The slowdown in growth was a little greater than expected and it raises the question whether this was just a normal first quarter pause or a real slowing in activity.


Key Data: GDP: +0.2%; Consumption: +1.9%; Structures: -23.1%/Pending Sales (Month): +1.1%; Year-over-Year: +11.1%

In a Nutshell: "The slowdown in growth was a little greater than expected and it raises the question whether this was just a normal first quarter pause or a real slowing in activity."

What it Means: We knew the economy didn't do a whole lot during the first three months of the year and now we know it did even less. Growth managed to stay positive, but not by much, and the details reflected that weakness. And as usual, there were some results that raise questions. Consumers spent at a less than ebullient pace, but why purchases of nondurable goods actually fell is anyone's guess. The services component had been problematic, but that is now doing well. Since this is the largest single element in the GDP, that is good news. As the flow of spendable income from lower energy costs builds further, we should see that money being spent, so consumption is expected to rebound in the coming quarters. As for investment, a collapse in the energy sector led to a huge decline in structure spending that reduced growth by 0.75 percentage point. While the rig count is expected to decline further, the negative impact from energy investment should moderate. Residential investment was also soft, but if we believe the permit data, construction should already be picking up. There was also a major widening in the trade gap. A stronger dollar has started to slow exports but the West Coast port strike has made understanding this component impossible. The deficit may continue widening, but not at the pace we experienced this winter. We also saw that state and local government spending was down. That seems to fly in the face of almost all other reports, as most governors are proposing bigger, not smaller budgets. While all of those factors argue for a lot better growth in the second quarter, there is one that could cause growth to moderate. Inventories rose much more than expected, and that should turn around this quarter. On the inflation side, consumer prices declined overall and were up only modestly even when food and energy were excluded.
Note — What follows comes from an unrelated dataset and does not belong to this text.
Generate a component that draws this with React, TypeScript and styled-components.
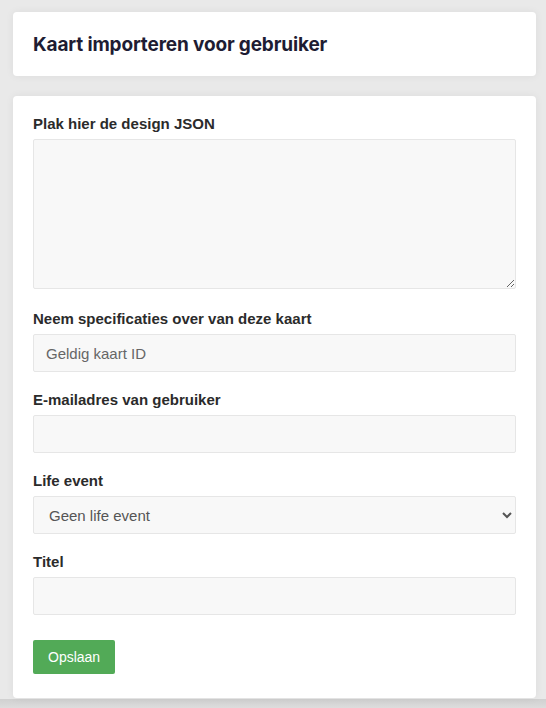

Pending home sales continued its rise in March, with contract signings up solidly. With a double-digit rise over the year, it looks like sales should be increasing strongly as we go through the spring. While these are existing home data, to the extent that the new home market follows, this report buttresses the belief that housing starts will rise going forward.

Markets and Fed Policy Implications: The Fed is finishing its two-day meeting, and this report will likely cause a downgrade in the economy's condition. But first-quarter growth has been much less than the rest of the year for quite some time now. For the 2010 to 2014 period, the economy expanded at an average of 2.2%, while the first quarter increases averaged only 0.6%. So before anyone panics, keep in mind that what happens in the first quarter doesn't tell us anything about what happens in the rest of the year. But a weak first quarter allows the Fed to hold the fort, at least for another meeting. Let's see the April and May jobs and spending numbers before we decide how much further out this report pushes the Fed. June looks to be out, but July cannot be excluded, even if there is no scheduled press conference.